I think this may be harder and worse with the parents who grew up in the generation in which parents didn’t speak to their children, and bonding meant a family stuck together when they didn’t have enough to eat. There’s an inability to see the person who controlled so much of your life as human, and fallible, and, ultimately frail, and mortal, that’s hard to reconcile with the tiny, fading woman on the bed who really can’t get herself up to go to the bathroom, no matter how much she insists she can because she doesn’t want to leave her own home. I’m pretty sure MY children will cheerfully call me senile and commit me to a home the very first time I forget I’m wearing pajamas in public, so, well, give it about five years. (That’s okay. Mate and I will happily go to the old age home and play bingo, as long as someone makes us dinner. We’ll be the kind of senior citizens those places were made for.)
They may be dying, but they’re still alive. If they’re lucid, and not self-involved bitches (uhm, there was that one grandmother, the bigot) they have been happy to ask me about the kids (and why I didn’t bring them, which sort of blows my mind although it shouldn’t) or to see my next knitting project or to hear what Mate is doing, or what I’m doing. I think this speaks well of the human race in general. It says our business is living, even when business isn’t doing well. That’s one of the few redeeming human things that I cling to.
And speaking of clinging to?
Things go better when the children and the grandchildren have the courage to say goodbye.
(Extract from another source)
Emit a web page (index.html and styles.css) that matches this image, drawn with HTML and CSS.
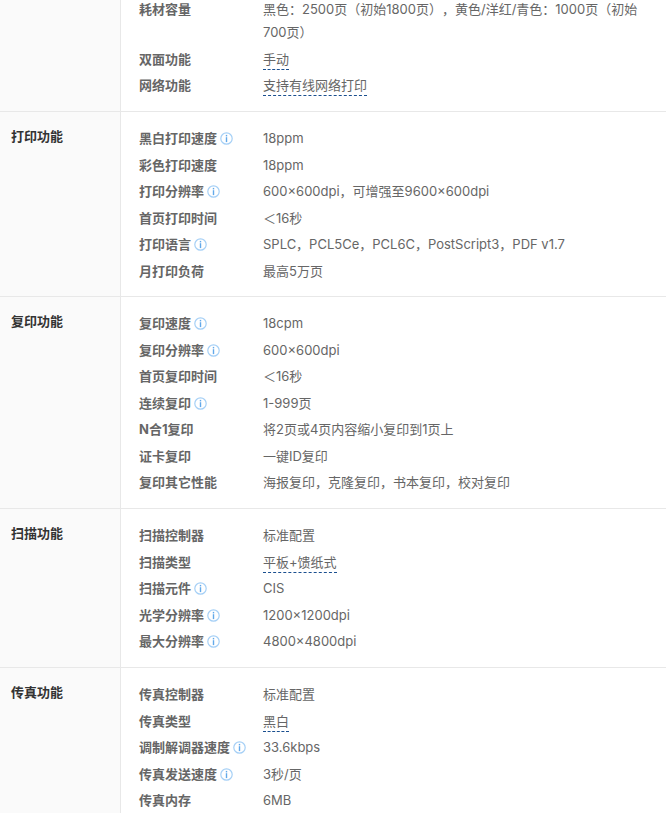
FILE: index.html
```html
<!DOCTYPE html>
<html lang="zh-CN">
<head>
<meta charset="utf-8">
<title>参数</title>
<link rel="stylesheet" href="styles.css">
</head>
<body>
<svg class="sprite" width="0" height="0" aria-hidden="true">
  <symbol id="info" viewBox="0 0 13 13">
    <circle cx="6.5" cy="6.5" r="5.7" fill="none" stroke="#a6d0f6" stroke-width="1.2"/>
    <rect x="5.8" y="2.9" width="1.4" height="1.5" fill="#62a9ea"/>
    <rect x="5.8" y="5.2" width="1.4" height="4.9" fill="#62a9ea"/>
  </symbol>
</svg>
<main class="specs">
  <section class="group group-first">
    <h3 class="group-title"></h3>
    <div class="rows">
      <div class="row"><span class="label">耗材容量</span><span class="value">黑色：2500页（初始1800页），黄色/洋红/青色：1000页（初始700页）</span></div>
      <div class="row"><span class="label">双面功能</span><span class="value"><span class="term">手动</span></span></div>
      <div class="row"><span class="label">网络功能</span><span class="value"><span class="term">支持有线网络打印</span></span></div>
    </div>
  </section>
  <section class="group">
    <h3 class="group-title">打印功能</h3>
    <div class="rows">
      <div class="row"><span class="label">黑白打印速度<svg class="info"><use href="#info"/></svg></span><span class="value">18ppm</span></div>
      <div class="row"><span class="label">彩色打印速度</span><span class="value">18ppm</span></div>
      <div class="row"><span class="label">打印分辨率<svg class="info"><use href="#info"/></svg></span><span class="value">600×600dpi，可增强至9600×600dpi</span></div>
      <div class="row"><span class="label">首页打印时间</span><span class="value">＜16秒</span></div>
      <div class="row"><span class="label">打印语言<svg class="info"><use href="#info"/></svg></span><span class="value">SPLC，PCL5Ce，PCL6C，PostScript3，PDF v1.7</span></div>
      <div class="row"><span class="label">月打印负荷</span><span class="value">最高5万页</span></div>
    </div>
  </section>
  <section class="group">
    <h3 class="group-title">复印功能</h3>
    <div class="rows">
      <div class="row"><span class="label">复印速度<svg class="info"><use href="#info"/></svg></span><span class="value">18cpm</span></div>
      <div class="row"><span class="label">复印分辨率<svg class="info"><use href="#info"/></svg></span><span class="value">600×600dpi</span></div>
      <div class="row"><span class="label">首页复印时间</span><span class="value">＜16秒</span></div>
      <div class="row"><span class="label">连续复印<svg class="info"><use href="#info"/></svg></span><span class="value">1-999页</span></div>
      <div class="row"><span class="label">N合1复印</span><span class="value">将2页或4页内容缩小复印到1页上</span></div>
      <div class="row"><span class="label">证卡复印</span><span class="value">一键ID复印</span></div>
      <div class="row"><span class="label">复印其它性能</span><span class="value">海报复印，克隆复印，书本复印，校对复印</span></div>
    </div>
  </section>
  <section class="group">
    <h3 class="group-title">扫描功能</h3>
    <div class="rows">
      <div class="row"><span class="label">扫描控制器</span><span class="value">标准配置</span></div>
      <div class="row"><span class="label">扫描类型</span><span class="value"><span class="term">平板+馈纸式</span></span></div>
      <div class="row"><span class="label">扫描元件<svg class="info"><use href="#info"/></svg></span><span class="value">CIS</span></div>
      <div class="row"><span class="label">光学分辨率<svg class="info"><use href="#info"/></svg></span><span class="value">1200×1200dpi</span></div>
      <div class="row"><span class="label">最大分辨率<svg class="info"><use href="#info"/></svg></span><span class="value">4800×4800dpi</span></div>
    </div>
  </section>
  <section class="group">
    <h3 class="group-title">传真功能</h3>
    <div class="rows">
      <div class="row"><span class="label">传真控制器</span><span class="value">标准配置</span></div>
      <div class="row"><span class="label">传真类型</span><span class="value"><span class="term">黑白</span></span></div>
      <div class="row"><span class="label">调制解调器速度<svg class="info"><use href="#info"/></svg></span><span class="value">33.6kbps</span></div>
      <div class="row"><span class="label">传真发送速度<svg class="info"><use href="#info"/></svg></span><span class="value">3秒/页</span></div>
      <div class="row"><span class="label">传真内存</span><span class="value">6MB</span></div>
    </div>
  </section>
</main>
</body>
</html>
```
FILE: styles.css
```css
html, body {
  margin: 0;
  padding: 0;
  height: 813px;
  overflow: hidden;
  background: #fff;
}
body {
  font-family: "Inter", "Noto Sans CJK SC", sans-serif;
  font-size: 13px;
  color: #666;
  text-spacing-trim: space-all;
}
.sprite {
  display: block;
  height: 0;
}
.specs {
  margin-top: -2px;
}
.group {
  display: grid;
  grid-template-columns: 121px 1fr;
  border-bottom: 1px solid #e8e8e8;
}
.group-title {
  margin: 0;
  padding: 13px 0 0 11px;
  background: #fafafa;
  border-right: 1px solid #e8e8e8;
  font-size: 13px;
  line-height: 23px;
  font-weight: 700;
  color: #333;
}
.rows {
  padding: 15px 16px 10px 18px;
}
.group-first .rows {
  padding-top: 0;
}
.row {
  display: grid;
  grid-template-columns: 124px 1fr;
  padding-bottom: 3px;
  line-height: 23px;
}
.row:nth-child(odd) {
  padding-bottom: 4px;
}
.label {
  font-weight: 700;
  color: #666;
}
.info {
  width: 13px;
  height: 13px;
  margin-left: 3px;
  vertical-align: -2px;
}
.term {
  display: inline-block;
  line-height: 19px;
  border-bottom: 1px dashed #1a4f8f;
}
```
I had to say it to my Grandma Rau, because if I hadn’t, I’m firmly convinced that woman would have clung to life with gnarled fingers until they snapped off and something preternaturally horrible happened to that woman’s spirit. Pleasant? Not always. Indomitable? You fuckin’ betcha. The minute my uncle arrived to say it to my Grandpa Harold, he let go serenely and went to meet his maker with smile. If there is one thing my step-mom has taught me it’s that you cannot change how you treated the people in your life in the three days before you think they’re going to die and they die. If you are at peace with the way you treated them–and dammit, you should be!– then simply say goodbye. When we went to visit my husband’s mother, I kissed her forehead (lying at the 180 degree angle to her shoulders, because her spine was twisted so badly) and said, “I’ll tell the kids bye for you.” Then I stopped, and realized Mate’s mom and aunt we’re listening. “I mean hi for you.” She died the next morning. I’m pretty sure she only heard the first one. All of them– even Mate’s grandmother who lived across the country–hung on until the last important person that they loved came to say goodbye.
So what have I learned, boys and girls? What has all this taught me, as middle age looms larger than my middle?
Live your life with all of your loved ones in such a way that all you have to say when you walk out the door is “Goodbye! I love you!” No matter what befalls you after that moment, no matter if you are a mommy or a baby, the departed or the left behind, you can trust that the list of things that you have left to do, left to address, left to make happen, can be set behind if you embrace your faith in the universe. Life is that simple at the end. Goodbye, I love you!
There is always hope that you will meet again, but if not, everything you need to say is in those four little words.